From: eric_at_[hidden]
Date: 2007-10-09 18:25:19
Author: eric_niebler
Date: 2007-10-09 18:25:18 EDT (Tue, 09 Oct 2007)
New Revision: 39867
URL: http://svn.boost.org/trac/boost/changeset/39867
Log:
more user docs for semantic actions
Text files modified:
trunk/libs/xpressive/doc/actions.qbk | 200 +++++++++++++++++++++++++++++++++++++++
1 files changed, 198 insertions(+), 2 deletions(-)
Modified: trunk/libs/xpressive/doc/actions.qbk
==============================================================================
--- trunk/libs/xpressive/doc/actions.qbk (original)
+++ trunk/libs/xpressive/doc/actions.qbk 2007-10-09 18:25:18 EDT (Tue, 09 Oct 2007)
@@ -37,7 +37,7 @@
sregex pair = ( (s1= +_w) >> "=>" >> (s2= +_d) )
[ ref(result)[s1] = as<int>(s2) ];
- // Match one or more word/iteger pairs, separated
+ // Match one or more word/integer pairs, separated
// by whitespace.
sregex rx = pair >> *(+_s >> pair);
@@ -85,9 +85,205 @@
say `ref(result)[s1]`, even though `result` doesn't have an `operator[]` that
would accept `s1`.]
+In addition to the sub-match placeholders `s1`, `s2`, etc., you can also use
+the placeholder `_` within an action to refer back to the string matched by
+the sub-expression to which the action is attached. For instance, you can use
+the following regex to match a bunch of digits, interpret them as an integer
+and assign the result to a local variable:
+
+ int i = 0;
+ // Here, _ refers back to all the
+ // characters matched by (+_d)
+ sregex rex = (+_d)[ ref(i) = as<int>(_) ];
+
[h3 Lazy Action Execution]
-TODO
+What does it mean, exactly, to attach an action to part of a regular expression
+and perform a match? When does the action execute? If the action is part of a
+repeated sub-expression, does the action execute once or many times? And if the
+sub-expression initially matches, but ultimately fails because the rest of the
+regular expression fails to match, is the action executed at all?
+
+The answers are that actions are executed /lazily/. When a sub-expression
+matches a string, its action is placed on a queue, along with the current
+values of any sub-matches to which the action refers. If the match algorithm
+must backtrack, actions are popped off the queue as necessary. Only after the
+entire regex has matched successfully are the actions actually exeucted.

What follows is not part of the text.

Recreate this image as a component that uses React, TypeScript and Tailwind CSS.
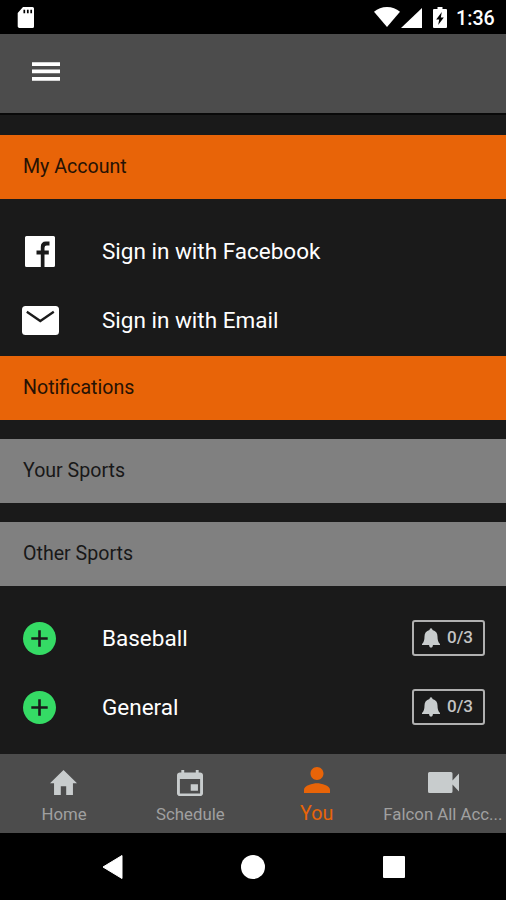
import type { ReactNode } from "react";
import clsx from "clsx";

interface IconProps {
  viewBox: string;
  className?: string;
  children: ReactNode;
}

/** Glyphs are cropped to their own bounds, so the class sets the drawn size */
const Icon = ({ viewBox, className, children }: IconProps) => (
  <svg
    viewBox={viewBox}
    preserveAspectRatio="none"
    fill="currentColor"
    className={clsx("block shrink-0", className)}
  >
    {children}
  </svg>
);

const MenuIcon = () => (
  <Icon viewBox="0 0 28 20" className="h-5 w-7 text-white">
    <path d="M0 .2h28v3.700H0zM0 7.500h28v3.700H0zM0 15h28v3.700H0z" />
  </Icon>
);

const FacebookIcon = () => (
  <Icon viewBox="0 0 30 31" className="h-[31px] w-[30px] text-white">
    <path d="M1.500 0h27A1.500 1.500 0 0 1 30 1.500v28a1.500 1.500 0 0 1-1.500 1.500H19.500V18.500h4.300v-4h-4.300v-2.700q0-2.300 2.300-2.300H24.500V5.500h-3.600Q15.800 5.500 15.800 11v3.500H11.500v4h4.300V31H1.500A1.500 1.500 0 0 1 0 29.500v-28A1.500 1.500 0 0 1 1.500 0z" />
  </Icon>
);

const MailIcon = () => (
  <Icon viewBox="0 0 37 29" className="h-[29px] w-[37px] text-white">
    <rect width="37" height="29" rx="3.500" />
    <path d="M4.800 5.800l13.500 9.200L31.800 5.800" fill="none" stroke="#1a1a1a" strokeWidth="2.300" />
  </Icon>
);

const PlusIcon = () => (
  <Icon viewBox="0 0 33 33" className="-ml-px size-[33px] text-[#35db65]">
    <circle cx="16.500" cy="16.500" r="16.500" />
    <path d="M8.300 16.500h16.400M16.500 8.300v16.400" stroke="#1a1a1a" strokeWidth="2.600" />
  </Icon>
);

const BellIcon = () => (
  <Icon viewBox="0 0 18 20" className="-mt-px h-5 w-[18px] text-[#c8cccd]">
    <path d="M7.500 2Q7.500 .3 9 .3T10.500 2Q15.500 3.300 15.500 8.500 15.500 14 18 16v1H0v-1Q2.500 14 2.500 8.500 2.500 3.300 7.500 2z" />
    <path d="M7 17h4Q10.800 19.800 9 19.800T7 17z" />
  </Icon>
);

const HomeIcon = () => (
  <Icon viewBox="2 3 20 17" className="-ml-px h-[25px] w-[27px]">
    <path d="M10 20v-6h4v6h5v-8h3L12 3 2 12h3v8z" />
  </Icon>
);

const CalendarIcon = () => (
  <Icon viewBox="3 1 18 20" className="h-[26px] w-[26px]">
    <path d="M17.500 12h-5v5h5v-5zM16 1v2H8V1H6v2H5c-1.110 0-1.990.9-1.990 2L3 19c0 1.100.89 2 2 2h14c1.100 0 2-.9 2-2V5c0-1.100-.9-2-2-2h-1V1h-2zm3 18H5V8h14v11z" />
  </Icon>
);

const PersonIcon = () => (
  <Icon viewBox="4 4 16 16" className="size-[26px]">
    <path d="M12 12c2.210 0 4-1.790 4-4s-1.790-4-4-4-4 1.790-4 4 1.790 4 4 4zm0 2c-2.670 0-8 1.340-8 4v2h16v-2c0-2.660-5.330-4-8-4z" />
  </Icon>
);

const VideoIcon = () => (
  <Icon viewBox="0 0 31 21" className="ml-[2px] h-[21px] w-[31px]">
    <path d="M1.500 0h21.500q1.500 0 1.500 1.500V8.500L31 1.500v18L24.500 12.500v7q0 1.500-1.500 1.500H1.500Q0 21 0 19.500v-18Q0 0 1.500 0z" />
  </Icon>
);

const StatusBar = () => (
  <div className="flex h-[34px] shrink-0 bg-black pl-[17px] pt-[7px] text-white">
    <Icon viewBox="0 0 17 21" className="h-[21px] w-[17px]">
      <path d="M6 0h9.500A1.500 1.500 0 0 1 17 1.500v18a1.500 1.500 0 0 1-1.500 1.500h-13A1.800 1.800 0 0 1 .7 19.500V6z" />
      <path d="M7.300 2.800v3.500M10.800 2.800v3.500M14.200 2.800v3.500" stroke="#000" strokeWidth="1.700" />
    </Icon>
    <Icon viewBox="0 0 26 20" className="ml-[340px] h-5 w-[26px]">
      <path d="M0 4.800Q5.500 0 13 0t13 4.800L13 20z" />
    </Icon>
    <Icon viewBox="0 0 21 20" className="ml-[1px] mt-[1px] h-5 w-[21px]">
      <path d="M21 0v20H0z" />
    </Icon>
    <Icon viewBox="0 0 14 21" className="ml-[11px] h-[21px] w-[14px]">
      <path d="M4.500 0h5v2H13q1 0 1 1v17q0 1-1 1H1q-1 0-1-1V3q0-1 1-1h3.500z" />
      <path d="M8.800 5L3.200 12.500h3L5.200 18l5.600-7.500H7.800z" fill="#000" />
    </Icon>
    <span className="ml-[9px] pt-px text-[19.700px] font-medium leading-[22px]">1:36</span>
  </div>
);

interface SectionProps {
  title: string;
  accent?: boolean;
}

const SectionHeader = ({ title, accent }: SectionProps) => (
  <h2
    className={clsx(
      "flex h-16 items-center pl-[23px] text-[19.600px]",
      accent ? "bg-[#e86408] text-[#261204]" : "bg-[#808080] text-[#181818]"
    )}
  >
    {title}
  </h2>
);

interface RowProps {
  icon: ReactNode;
  label: string;
  count?: string;
}

const Row = ({ icon, label, count }: RowProps) => (
  <div className="flex h-[69px] items-center pr-[21px] text-white">
    <div className="flex w-20 justify-center">{icon}</div>
    <span className="pb-[2px] pl-[22px] text-[22.500px] leading-[34px]">{label}</span>
    {count && (
      <div className="-mt-px ml-auto flex h-9 w-[73px] items-center gap-[7px] rounded-[3px] border-2 border-[#b0b0b0] pl-2 text-[17px] font-medium text-[#c4c4c4]">
        <BellIcon />
        {count}
      </div>
    )}
  </div>
);

const TABS = [
  { label: "Home", icon: <HomeIcon />, active: false },
  { label: "Schedule", icon: <CalendarIcon />, active: false },
  { label: "You", icon: <PersonIcon />, active: true },
  { label: "Falcon All Acc...", icon: <VideoIcon />, active: false },
];

const TabBar = () => (
  <nav className="grid h-[79px] shrink-0 grid-cols-4 bg-[#4c4c4c] pl-px">
    {TABS.map(({ label, icon, active }) => (
      <button
        key={label}
        className={clsx(
          "flex flex-col items-center whitespace-nowrap",
          active ? "text-[#e86408]" : "pt-[3px] text-[#c8cccd]"
        )}
      >
        <span className="flex h-[51px] items-center">{icon}</span>
        <span
          className={clsx(
            "-mt-[3px]",
            active ? "text-[19.700px] leading-6" : "text-[16.800px] leading-[19px] text-[#a0a0a0]"
          )}
        >
          {label}
        </span>
      </button>
    ))}
  </nav>
);

const SystemNav = () => (
  <div className="flex h-[67px] shrink-0 items-center justify-center gap-[118px] bg-black pl-px text-white">
    <Icon viewBox="0 0 21 24" className="h-6 w-[21px]">
      <path d="M20 .5v23L1 12z" stroke="currentColor" strokeLinejoin="round" />
    </Icon>
    <span className="size-6 rounded-full bg-white" />
    <span className="size-[22px] rounded-[1px] bg-white" />
  </div>
);

export default function App() {
  return (
    <div className="flex h-[900px] w-[506px] flex-col overflow-hidden bg-[#1a1a1a] font-[Roboto,sans-serif]">
      <StatusBar />
      <header className="flex h-[81px] shrink-0 items-center border-b-2 border-[#090909] bg-[#4c4c4c] pb-[3px] pl-8">
        <MenuIcon />
      </header>
      <main className="flex-1 pt-5">
        <SectionHeader title="My Account" accent />
        <div className="pb-px pt-[18px]">
          <Row icon={<FacebookIcon />} label="Sign in with Facebook" />
          <Row icon={<MailIcon />} label="Sign in with Email" />
        </div>
        <div className="flex flex-col gap-[19px]">
          <SectionHeader title="Notifications" accent />
          <SectionHeader title="Your Sports" />
          <SectionHeader title="Other Sports" />
        </div>
        <div className="pt-[18px]">
          <Row icon={<PlusIcon />} label="Baseball" count="0/3" />
          <Row icon={<PlusIcon />} label="General" count="0/3" />
        </div>
      </main>
      <TabBar />
      <SystemNav />
    </div>
  );
}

They
+are executed all at once, in the order in which they were added to the queue,
+as the last step before _regex_match_ returns.
+
+For example, consider the following regex that increments a counter whenever
+it finds a digit.
+
+ int i = 0;
+ std::string str("1!2!3?");
+ // count the exciting digits, but not the
+ // questionable ones.
+ sregex rex = +( _d [ ++ref(i) ] >> '!' );
+ regex_search(str, rex);
+ assert( i == 2 );
+
+The action `++ref(i)` is queued three times: once for each found digit. But
+it is only /executed/ twice: once for each digit that precedes a `'!'`
+character. When the `'?'` character is encountered, the match algorithm
+backtracks, removing the final action from the queue.
+
+[h3 Referring to Local Variables]
+
+As we've seen in the examples above, we can refer to local variables within
+an actions using `xpressive::ref()`. Any such variables are held by reference
+by the regular expression, and care should be taken to avoid letting those
+references dangle. For instance, in the following code, the reference to `i`
+is left to dangle when `bad_voodoo()` returns:
+
+ sregex bad_voodoo()
+ {
+ int i = 0;
+ sregex rex = +( _d [ ++ref(i) ] >> '!' );
+ // ERROR! rex refers by reference to a local
+ // variable, which will dangle after bad_voodoo()
+ // returns.
+ return rex;
+ }
+
+When writing semantic actions, it is your responsibility to make sure that
+all the references do not dangle. One way to do that would be to make the
+variables shared pointers that are held by the regex by value.
+
+ sregex good_voodoo(boost::shared_ptr<int> pi)
+ {
+ // Use val() to hold the shared_ptr by value:
+ sregex rex = +( _d [ ++*val(pi) ] >> '!' );
+ // OK, rex holds a reference count to the integer.
+ return rex;
+ }
+
+In the above code, we use `xpressive::val()` to hold the shared pointer by
+value. That's not normally necessary because local variables appearing in
+actions are held by value by default, but in this case, it is necessary. Had
+we written the action as `++*pi`, it would have executed immediately. That's
+because `++*pi` is not an expression template, but `++*val(pi)` is.
+
+It can be tedious to wrap all your variables in `ref()` and `val()` in your
+semantic actions. Xpressive provides the `reference<>` and `value<>` templates
+to make things easier. The following table shows the equivalencies:
+
+[table reference<> and value<>
+[[This ...][... is equivalent to this ...]]
+[[``int i = 0;
+
+sregex rex = +( _d [ ++ref(i) ] >> '!' );``][``int i = 0;
+reference<int> ri(i);
+sregex rex = +( _d [ ++ri ] >> '!' );``]]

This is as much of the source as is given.